The title refers to a suite of ten unique new montages with mixed media, which form the centrepiece of this exhibition of new work by David Ferry at the Gallery Petit, Chelsea, curated by Sandra Higgins in association with the National Print Gallery. The evocative images appear to transport the viewer to a mountain idyll – we could be in the Alps, a cosy world of log cabins and meadows carpeted with wild flowers.
Ridge Intrusion 2, acrylic stencil, photomontage and pastel on paper mounted on board, 2011-13
Ferry suggests the mood: “Here the fragrances of timeworn wood mingles with the fresh air: the cabin’s door beckons a delight of outdoor pleasures; I am consumed with the resonance of nature ” and then brings us back to earth with a bump, as he elaborates further: “within earshot of the council car park”, for this is no Swiss paradise, but closer to Shangri-La, a fictional mountain kingdom designed to feed our fantasies.

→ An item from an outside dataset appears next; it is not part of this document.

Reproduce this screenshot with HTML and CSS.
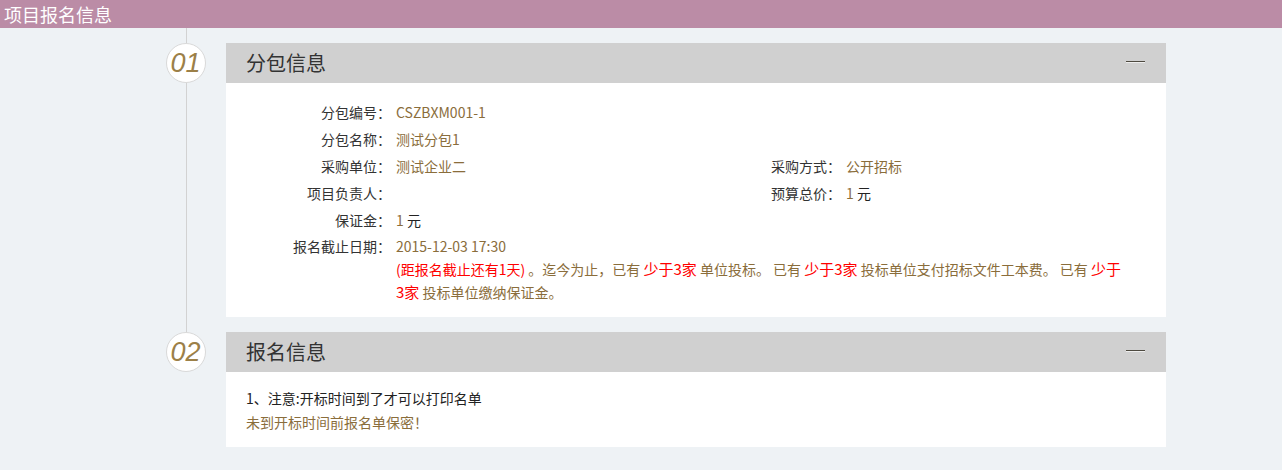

Are we really breathing heady mountain air or just experiencing an ersatz version deftly created by idealised images from 1960s tourist brochures and postcards? Soft focus images of idealised mountain views and flora are deftly contained within a hard-edged rectilinear grid, reflecting the tenets of modernism. Bright pastel squares and rectangles emphasise and mimic the attenuated colours of the montage images to create an ironic take on a Mondrian composition.
Flowers are displayed as if specimens in cases – Ferry suggests, “we could be looking at an act of post-apocalyptic restructure of a pastoral scene that no longer exists.” Mists of paint are sparingly sprayed, sometimes through stencils, to complete the impression that this is no real sojourn in the hills, but a take on scenic vistas created by a Hollywood technician, cha nnelling more “The Sound of Music” than classic landscapes.
The artist is no stranger to sophisticated manipulation of existing images: his witty and ambiguous work creates a very individual footprint in contemporary art, and bears witness to the influences of John Heartfield and the classic photomontage tradition. He is particularly fond of picture guides from the innocent post war years of the 1950s and 1960s, which he expertly subverts using highly selected donor material. A previous example was his “Aquariums in Country Houses in Colour” whose 28 colour plates Ferry defiled with piscine interlopers. (This unique book was purchased by The National Art Library, Victoria & Albert Museum, for their permanent collection, in 2011.) Ferry explains, “The search for donor material is part of the process of creative recycling, adding a new ingredient, a cycle of change and appropriation”. A selection of other works by the artist, including unique books and editioned prints is included in the exhibition.